I wouldn't think of it as ignoring anything, but I would spend a bit of extra time focusing on the things I mentioned until you understand them.
Rewatch a favorite movie or reread a favorite book. What is the mood at the end of the movie? What is the mood of the Main Character? and, importantly, how do you know?
Example: At the end of Star Wars, Luke, Hans and the Wookie all get medals in a ceremony filled with pomp and circumstance. They all seem happy and they are smiling with each other.
You don't need to know much about the rest of the movie to know that this is a Judgment: Good.
There are rare stories where it is not this obvious, and if you read or watch something where you don't know, just skip it, or ask here for guidance. Find ones you recognize, and build up from there.
This moment is usually not subtle. So once you begin to recognize it, it is pretty easy to incorporate into your own work.
A bit trickier, but usually by feel you know if a movie is a Success or a Failure. Again, you must be able to point to why this is true. The feeling will guide you, but then you have to back it up with facts. This means you have to find the OS Goal, define it, and see if it's been achieved.
Example: In Lord of the Flies, the boys want to attract the attention of the British Navy. Specifically, Ralph wants to do this and he is the Protagonist. Last Chapter: The British Navy comes to the island. Success.
I like this example because, even though Ralph is the Protagonist, he is not the one that brings about the Success ending. It does not matter who makes it happen.
Ask yourself "What happens at the beginning of the story that forces the story to happen?"
Ask yourself, "What happens at the end of the story that lets me know it's over?"
See if you can start to recognize Actions and Decisions at these two moments. (There are more, but focus on these two.)
The forces is important. I can decide to become a lawyer in the first scene of a movie, but if an flood hits my city and the movie is about saving people, then you know that my decision to go to law school isn't relevant to the OS. Maybe it's relevant to my MC thread. Maybe it's filler.
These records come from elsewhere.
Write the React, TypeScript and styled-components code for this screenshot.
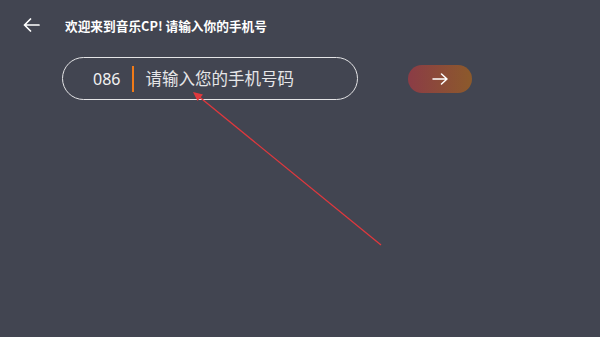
import React from "react";
import styled, { createGlobalStyle } from "styled-components";

const Global = createGlobalStyle`
  html, body { margin: 0; padding: 0; background: #424551; }
  body { font-family: "Noto Sans", "Noto Sans CJK SC", sans-serif; }
`;

const Page = styled.div`
  position: relative;
  width: 600px;
  height: 337px;
  background: #424551;
  overflow: hidden;
`;

const Header = styled.div`
  display: flex;
  align-items: center;
  height: 50px;
  padding-left: 22px;
`;

const BackButton = styled.div`
  width: 18px;
  height: 18px;
  display: flex;
  align-items: center;
  justify-content: center;
  margin-right: 25px;
`;

const Title = styled.div`
  color: #ffffff;
  font-family: "Noto Sans CJK SC", sans-serif;
  font-weight: 700;
  font-size: 12.7px;
  letter-spacing: 0;
`;

const FormRow = styled.div`
  display: flex;
  align-items: center;
  margin-top: 7px;
  padding-left: 62px;
`;

const InputPill = styled.div`
  box-sizing: border-box;
  width: 296px;
  height: 43px;
  border: 1px solid #e4e4e6;
  border-radius: 22px;
  display: flex;
  align-items: center;
  padding-left: 30px;
`;

const Code = styled.span`
  color: #f2f2f2;
  font-family: "Noto Sans", sans-serif;
  font-size: 16px;
`;

const Divider = styled.span`
  width: 2px;
  height: 26px;
  background: #f07a18;
  margin-left: 12px;
  margin-right: 11px;
`;

const Placeholder = styled.span`
  color: #e6e6e8;
  font-family: "Noto Sans CJK SC", sans-serif;
  font-size: 16.5px;
  margin-top: -2px;
`;

const NextButton = styled.div`
  margin-left: 50px;
  width: 64px;
  height: 28px;
  border-radius: 14px;
  background: linear-gradient(90deg, #8b3c46 0%, #8c5a2b 100%);
  display: flex;
  align-items: center;
  justify-content: center;
`;

const Overlay = styled.svg`
  position: absolute;
  left: 0;
  top: 0;
  pointer-events: none;
`;

export default function App() {
  return (
    <Page>
      <Global />
      <Header>
        <BackButton>
          <svg width="17" height="14" viewBox="0 0 17 14">
            <path d="M1.5 7 H16 M7.5 1 L1.5 7 L7.5 13" fill="none" stroke="#fff" strokeWidth="1.7" strokeLinecap="round" strokeLinejoin="round" />
          </svg>
        </BackButton>
        <Title>欢迎来到音乐CP! 请输入你的手机号</Title>
      </Header>
      <FormRow>
        <InputPill>
          <Code>086</Code>
          <Divider />
          <Placeholder>请输入您的手机号码</Placeholder>
        </InputPill>
        <NextButton>
          <svg width="16" height="12" viewBox="0 0 16 12">
            <path d="M1 6 H15 M9.5 1 L15 6 L9.5 11" fill="none" stroke="#fff" strokeWidth="1.5" strokeLinecap="round" strokeLinejoin="round" />
          </svg>
        </NextButton>
      </FormRow>
      <Overlay width="600" height="337" viewBox="0 0 600 337">
        <line x1="381" y1="245" x2="197" y2="95" stroke="#e0383d" strokeWidth="1.3" />
        <polygon points="193,92 203,94.5 197.5,101" fill="#e0383d" />
      </Overlay>
    </Page>
  );
}
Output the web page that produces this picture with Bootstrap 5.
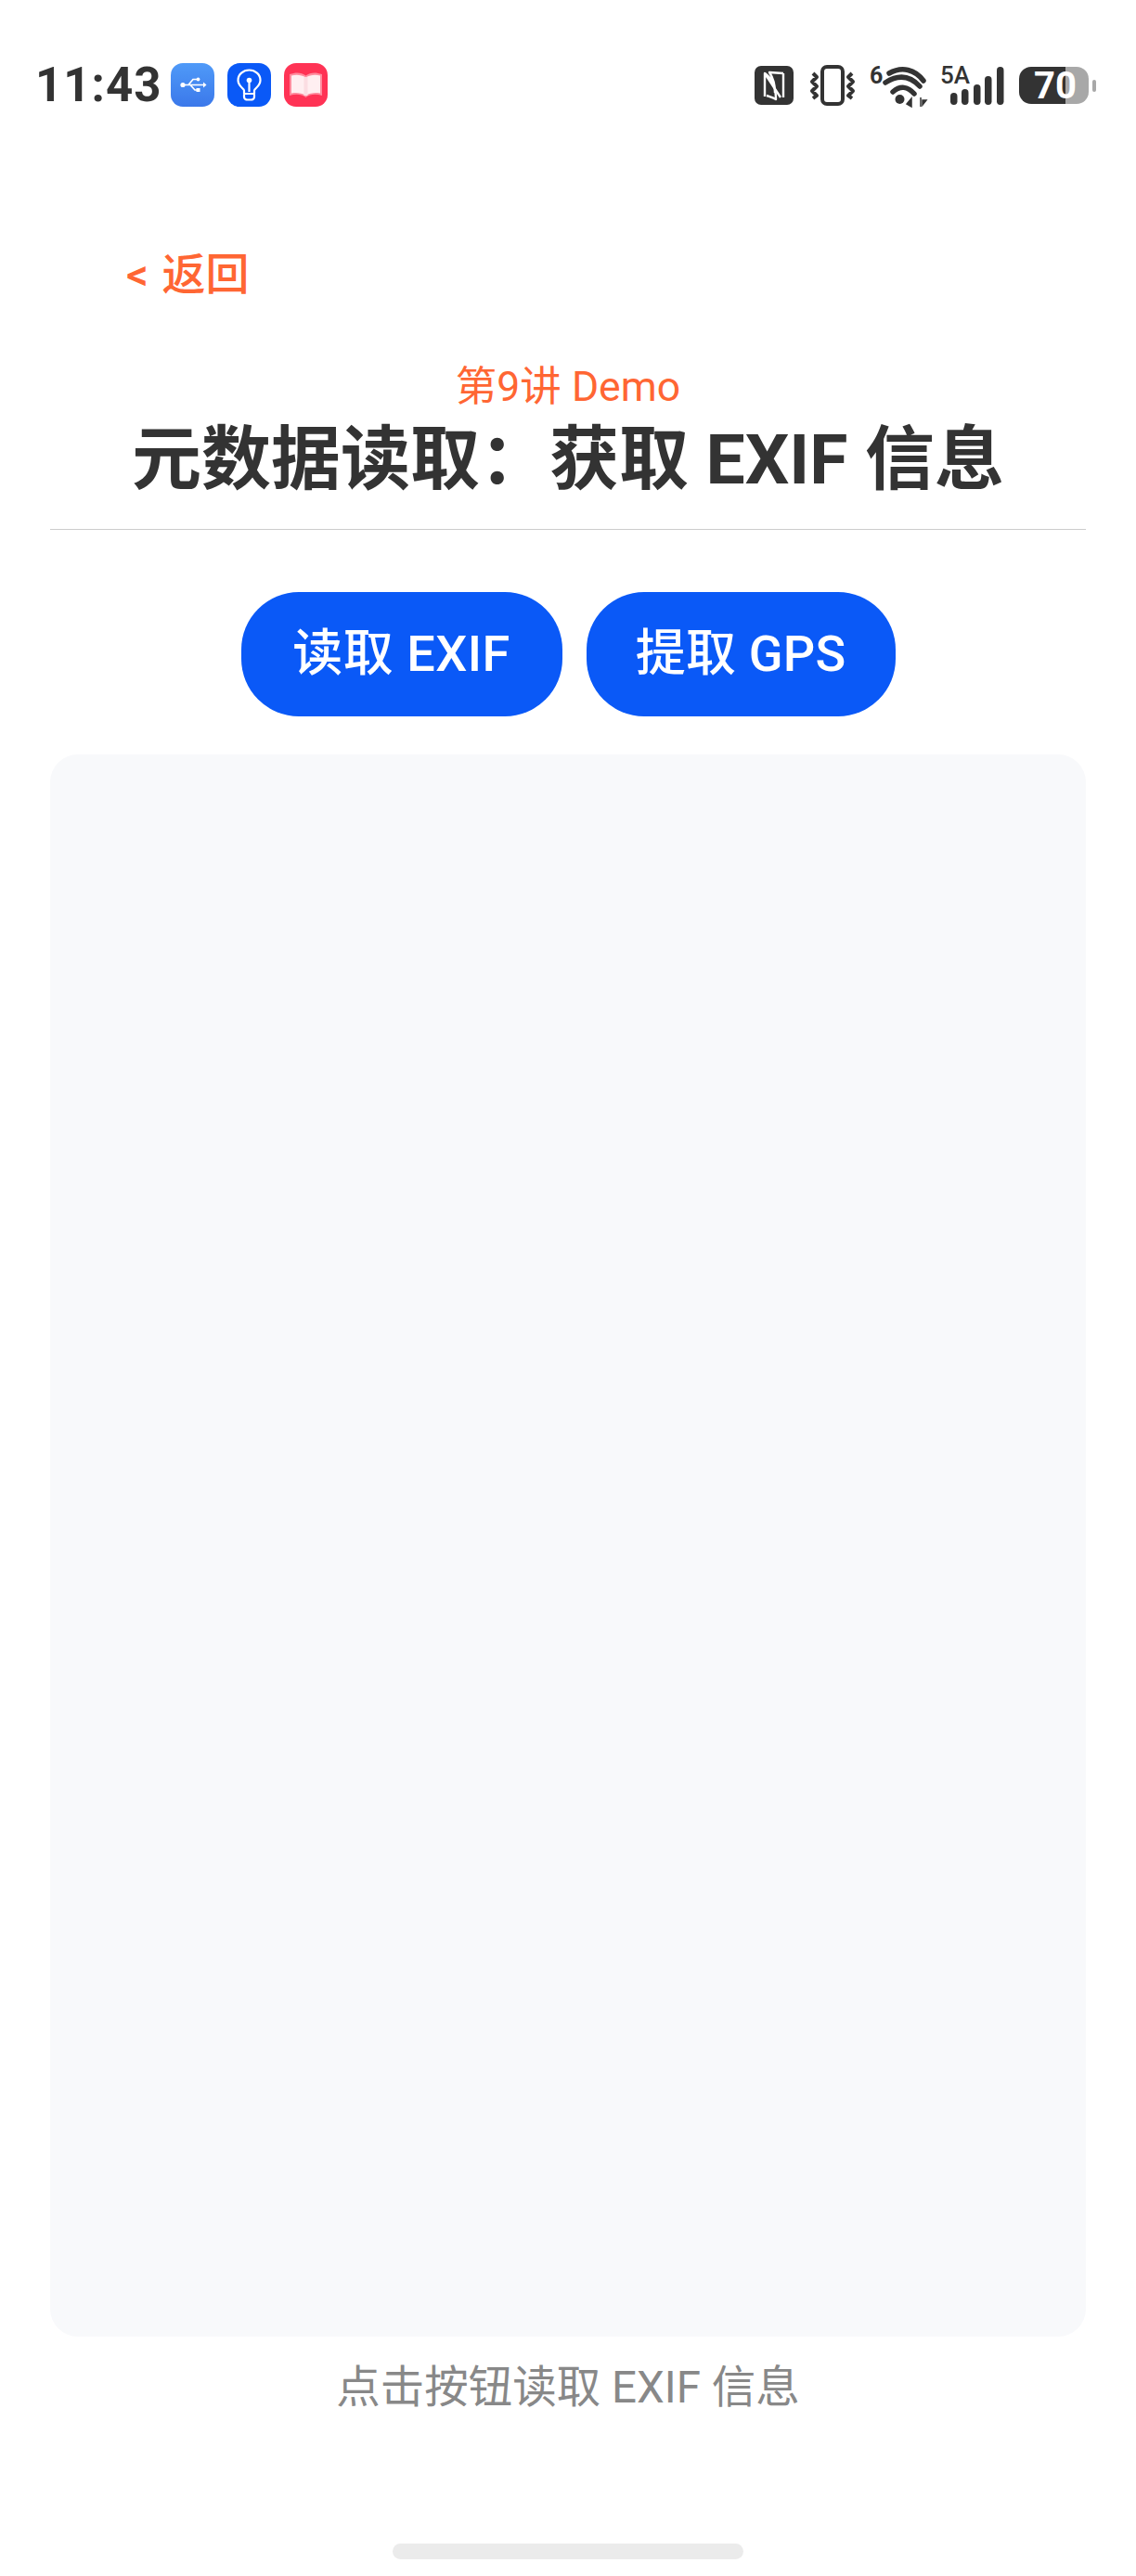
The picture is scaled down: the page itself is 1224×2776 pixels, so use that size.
<!DOCTYPE html>
<html lang="zh-CN">
<head>
<meta charset="utf-8">
<title>元数据读取</title>
<link href="https://cdn.jsdelivr.net/npm/bootstrap@5.3.0/dist/css/bootstrap.min.css" rel="stylesheet">
<style>
html,body{height:2776px;overflow:hidden;background:#fff}
body{font-family:Roboto,"Noto Sans CJK SC",sans-serif;color:#333}
.statusbar{height:115px;padding:68px 43px 0 38px}
.clock{font-size:51px;font-weight:700;line-height:47px;width:146px;color:#333;letter-spacing:1px;white-space:nowrap}
.appicons{gap:14px}
.appico{width:47px;height:47px;border-radius:13px;display:block}
.sysicons svg{display:block;margin-top:-8px}
.backlink{display:inline-block;margin:159px 0 0 136px;font-size:47px;line-height:44px;color:#FF6633;font-weight:500;text-decoration:none;word-spacing:3px}
.subtitle{margin-top:78px;font-size:44.500px;line-height:40px;color:#FF6633;text-align:center}
.pagetitle{margin:24px 0 0;font-size:75px;line-height:68px;font-weight:700;color:#333;text-align:center}
.rule{margin:41px 54px 0;height:1px;background:#ccc;opacity:1;border:0}
.actions{margin-top:67px;gap:26px;height:134px}
.pillbtn{height:134px;background:#0A59F7;border:0;color:#fff;font-size:54px;font-weight:500;line-height:50px;border-radius:62px;padding:0;white-space:nowrap}
.pillbtn:hover{background:#0A59F7;color:#fff}
.btn-a{width:346px;letter-spacing:.5px}
.btn-b{width:333px;letter-spacing:.2px}
.panel{margin:41px 54px 0;height:1705px;background:#F8F9FB;border-radius:30px}
.hint{margin-top:33px;font-size:47.500px;line-height:44px;color:#888;text-align:center}
.homebar{width:378px;height:17px;margin:146px auto 0;background:#EBEBEB;border-radius:9px}
</style>
</head>
<body>
<div class="statusbar d-flex justify-content-between align-items-start">
  <div class="d-flex align-items-start">
    <div class="clock">11:43</div>
    <div class="appicons d-flex">
      <svg class="appico" viewBox="0 0 47 47"><defs><linearGradient id="usbg" x1="0" y1="0" x2="0" y2="1"><stop offset="0" stop-color="#4F9AF8"/><stop offset="1" stop-color="#3B78EA"/></linearGradient></defs><rect width="47" height="47" fill="url(#usbg)"/><path d="M13 23.500H37M19 23.500L24 17.500H29M21 23.500L26 29H29" fill="none" stroke="#fff" stroke-width="1.700"/><circle cx="13" cy="23.500" r="2.600" fill="#fff"/><circle cx="29.500" cy="17.500" r="1.900" fill="#fff"/><rect x="27.500" y="27" width="4" height="4" fill="#fff"/><path d="M35 20.500L38.500 23.500L35 26.500Z" fill="#fff"/></svg>
      <svg class="appico" viewBox="0 0 47 47"><rect width="47" height="47" fill="#0A59F7"/><path d="M18 33V29.500C18 27.500 11.500 25 11.500 18.500C11.500 12 17 7.500 23.500 7.500S35.500 12 35.500 18.500C35.500 25 29 27.500 29 29.500V33Z" fill="none" stroke="#fff" stroke-width="2.200" stroke-linejoin="round"/><path d="M23.500 19V31" stroke="#fff" stroke-width="2.200"/><circle cx="23.500" cy="18.500" r="2.800" fill="#fff"/><path d="M18 33.500V36.500C18 38.500 20 39.500 21.500 39.500H25.500C27 39.500 29 38.500 29 36.500V33.500" fill="none" stroke="#fff" stroke-width="2.200"/></svg>
      <svg class="appico" viewBox="0 0 47 47"><rect width="47" height="47" fill="#FF3355"/><path d="M6 12C13 9.500 19 10 23.500 13.500C28 10 34 9.500 41 12V35C34 33 28 33.500 23.500 37C19 33.500 13 33 6 35Z" fill="#FF8C9E"/><path d="M8 13.500C13 12 19 12.500 23.500 15.500C28 12.500 34 12 39 13.500V32.500C34 31.500 28 32 23.500 35C19 32 13 31.500 8 32.500Z" fill="#FFEFF1"/><path d="M23.500 15V35" stroke="#FBDDE2" stroke-width="4"/></svg>
    </div>
  </div>
  <div class="sysicons d-flex align-items-start" aria-label="status">
    <svg width="368" height="60" viewBox="813 60 368 60">
      <!-- NFC -->
      <rect x="813" y="71" width="42" height="42" rx="7" fill="#333"/>
      <path d="M824 104V79L841 105" fill="none" stroke="#fff" stroke-width="2.400" stroke-linejoin="round"/>
      <path d="M844 79V105M824 79C833 85 836 95 836 107C833 105 829 104 826 103M844 79L829 78C833 84 835 92 835 100" fill="none" stroke="#fff" stroke-width="2.400" stroke-linejoin="round"/>
      <!-- vibrate -->
      <rect x="886" y="72" width="22" height="40" rx="5" fill="none" stroke="#333" stroke-width="4"/>
      <path d="M876 79L880 83L875 88L880 93L875 98L880 103L876 106M918 79L914 83L919 88L914 93L919 98L914 103L918 106" fill="none" stroke="#333" stroke-width="4" stroke-linejoin="round"/>
      <!-- wifi -->
      <text x="937" y="90" font-family="Roboto" font-size="25" font-weight="700" fill="#333">6</text>
      <path d="M958 79C972 71 986 75 995 87M954 89C968 80 980 81 991 93M962 99C970 92 978 93 985 101" fill="none" stroke="#333" stroke-width="5.500" stroke-linecap="round"/>
      <circle cx="969.500" cy="107" r="5" fill="#333"/>
      <path d="M982 115V106L977 112ZM992 105V115M994 108L998 108L994 113Z" fill="#333" stroke="#333" stroke-width="1.500"/>
      <!-- 5A signal -->
      <text x="1013" y="90" font-family="Roboto" font-size="26" font-weight="500" fill="#333">5A</text>
      <g fill="#333"><rect x="1024" y="100" width="7.500" height="13" rx="3.700"/><rect x="1036" y="96" width="7.500" height="17" rx="3.700"/><rect x="1049" y="91" width="7.500" height="22" rx="3.700"/><rect x="1061" y="82" width="7.500" height="31" rx="3.700"/><rect x="1074" y="72" width="7.500" height="41" rx="3.700"/></g>
      <!-- battery -->
      <path d="M1148 72H1111A13 13 0 0 0 1098 85V99A13 13 0 0 0 1111 112H1148Z" fill="#333"/>
      <path d="M1148 72H1160A13 13 0 0 1 1173 85V99A13 13 0 0 1 1160 112H1148Z" fill="#A8A8A8"/>
      <rect x="1177" y="86" width="4" height="13" rx="2" fill="#A8A8A8"/>
      <text x="1114" y="106" font-family="Roboto" font-size="40" font-weight="700" fill="#fff">70</text>
    </svg>
  </div>
</div>

<a class="backlink" href="#">&lt; 返回</a>
<div class="subtitle">第9讲 Demo</div>
<h1 class="pagetitle">元数据读取：获取 EXIF 信息</h1>
<hr class="rule">
<div class="actions d-flex justify-content-center">
  <button type="button" class="btn pillbtn btn-a">读取 EXIF</button>
  <button type="button" class="btn pillbtn btn-b">提取 GPS</button>
</div>
<div class="panel"></div>
<div class="hint">点击按钮读取 EXIF 信息</div>
<div class="homebar"></div>
<script src="https://cdn.jsdelivr.net/npm/bootstrap@5.3.0/dist/js/bootstrap.bundle.min.js"></script>
</body>
</html>
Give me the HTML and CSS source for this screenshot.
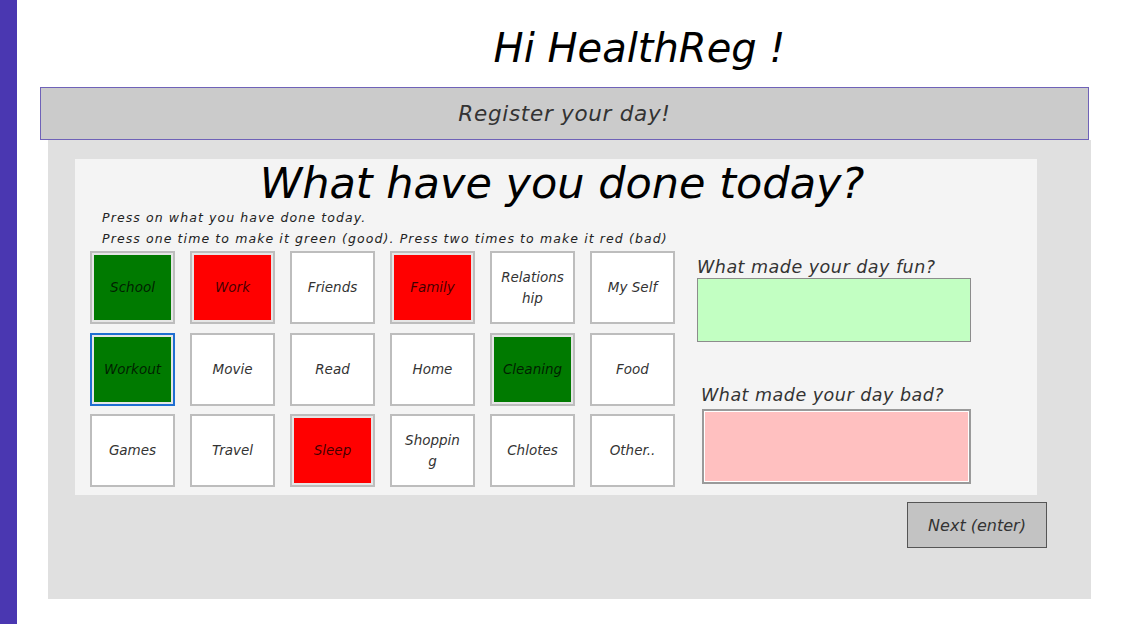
FILE: index.html
```html
<!DOCTYPE html>
<html lang="en">
<head>
<meta charset="utf-8">
<title>HealthReg</title>
<link rel="stylesheet" href="styles.css">
</head>
<body>
<div class="sidebar"></div>
<div class="main">
  <h1 class="greeting">Hi HealthReg !</h1>
  <div class="band">Register your day!</div>
  <div class="panel">
    <div class="card">
      <h2 class="question">What have you done today?</h2>
      <div class="card-body">
        <div class="left">
          <p class="hint">Press on what you have done today.</p>
          <p class="hint">Press one time to make it green (good). Press two times to make it red (bad)</p>
          <div class="tiles">
            <button class="tile good"><span>School</span></button>
            <button class="tile bad"><span>Work</span></button>
            <button class="tile"><span>Friends</span></button>
            <button class="tile bad"><span>Family</span></button>
            <button class="tile"><span>Relations<br>hip</span></button>
            <button class="tile"><span>My Self</span></button>
            <button class="tile good focus"><span>Workout</span></button>
            <button class="tile"><span>Movie</span></button>
            <button class="tile"><span>Read</span></button>
            <button class="tile"><span>Home</span></button>
            <button class="tile good"><span>Cleaning</span></button>
            <button class="tile"><span>Food</span></button>
            <button class="tile"><span>Games</span></button>
            <button class="tile"><span>Travel</span></button>
            <button class="tile bad"><span>Sleep</span></button>
            <button class="tile"><span>Shoppin<br>g</span></button>
            <button class="tile"><span>Chlotes</span></button>
            <button class="tile"><span>Other..</span></button>
          </div>
        </div>
        <div class="right">
          <label class="q-label">What made your day fun?</label>
          <div class="box fun"></div>
          <label class="q-label bad-label">What made your day bad?</label>
          <div class="box badbox"></div>
        </div>
      </div>
    </div>
    <div class="actions">
      <button class="next">Next (enter)</button>
    </div>
  </div>
</div>
</body>
</html>
```

FILE: styles.css
```css
* { box-sizing: border-box; }
html, body { margin: 0; padding: 0; }
body {
  display: flex;
  width: 1125px;
  height: 624px;
  background: #ffffff;
  font-family: "DejaVu Sans", "Liberation Sans", sans-serif;
  font-style: italic;
  color: #333;
  overflow: hidden;
}
.sidebar {
  width: 17px;
  flex: none;
  background: #4a37b1;
}
.main {
  flex: 1;
  padding-left: 23px;
  padding-right: 36px;
}
.greeting {
  margin: 0;
  height: 87px;
  padding: 24px 0 0 150px;
  text-align: center;
  font-weight: normal;
  font-size: 40px;
  line-height: 48px;
  color: #000;
}
.band {
  height: 53px;
  background: #cbcbcb;
  border: 1px solid #6f62b8;
  text-align: center;
  font-size: 21.5px;
  letter-spacing: 0.7px;
  line-height: 51px;
  color: #333;
}
.panel {
  margin-left: 8px;
  margin-right: -2px;
  height: 459px;
  background: #e0e0e0;
  padding: 19px 0 0 27px;
}
.card {
  width: 962px;
  height: 336px;
  background: #f4f4f4;
  padding-top: 1px;
}
.question {
  margin: 0;
  text-align: center;
  font-weight: normal;
  font-size: 43px;
  line-height: 47px;
  color: #000;
  padding-left: 12px;
}
.card-body {
  display: flex;
  padding-left: 15px;
}
.left { width: 605px; }
.hint {
  margin: 0 0 0 12px;
  font-size: 12.5px;
  letter-spacing: 1.1px;
  line-height: 21px;
  color: #222;
  white-space: nowrap;
}
.tiles {
  display: grid;
  grid-template-columns: repeat(6, 85px);
  grid-auto-rows: 73px;
  column-gap: 15px;
  row-gap: 8.5px;
  margin-top: 2px;
}
.tile {
  font: inherit;
  font-size: 13.5px;
  line-height: 21px;
  color: #333;
  border: 2px solid #bdbdbd;
  background: #fff;
  padding: 0;
  display: flex;
  align-items: center;
  justify-content: center;
  text-align: center;
}
.tile.good, .tile.bad { padding: 2px; background: #e6e6e6; }
.tile.good span, .tile.bad span {
  width: 100%;
  height: 100%;
  display: flex;
  align-items: center;
  justify-content: center;
  color: rgba(0, 0, 0, 0.75);
}
.tile.good span { background: #007a00; }
.tile.bad span { background: #ff0000; }
.tile.focus { border-color: #1f6fd1; }
.right {
  padding-left: 2px;
  padding-top: 50px;
  width: 300px;
}
.q-label {
  display: block;
  font-size: 17.5px;
  letter-spacing: 0.5px;
  line-height: 20px;
  color: #333;
}
.box {
  width: 274px;
  border: 1px solid #8c8c8c;
}
.fun {
  height: 64px;
  background: #c2ffc2;
  margin-top: 1px;
}
.bad-label {
  margin-top: 43px;
  padding-left: 4px;
}
.badbox {
  margin-left: 5px;
  width: 269px;
  height: 75px;
  margin-top: 4px;
  background: #ffc0c0;
  border: 2px solid #9a9a9a;
  box-shadow: inset 0 0 0 1px #fff;
}
.actions {
  display: flex;
  justify-content: flex-end;
  padding-right: 44px;
  margin-top: 7px;
}
.next {
  width: 140px;
  height: 46px;
  background: #c3c3c3;
  border: 1px solid #555;
  font: inherit;
  font-size: 16px;
  color: #333;
}
```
Okay, this is the hardest one on the list, but it's the beginning of deep knowledge.
1. Listen to the podcasts. Watch the movies, and then listen to the first 30 minutes. You will hear how we sort these out. We ask questions, basically: "What is the overall story?" "What is the the MC's personal problem?" Then we put them into the four domains. Learning to see these, like all things, just takes practice. Rest assured, this is easier in a group, so if it's hard doing it alone.... well, yes, it's hard doing it on your own. That's just the way it is.
2. Make up stories you never plan to write. Do this on your own or with the Brainstorming button. Come up with an OS, MC, IC, and RS. Make sure you are making them discrete. (Non-overlapping.) Practice, practice!
When you have questions, start threads, and ask away.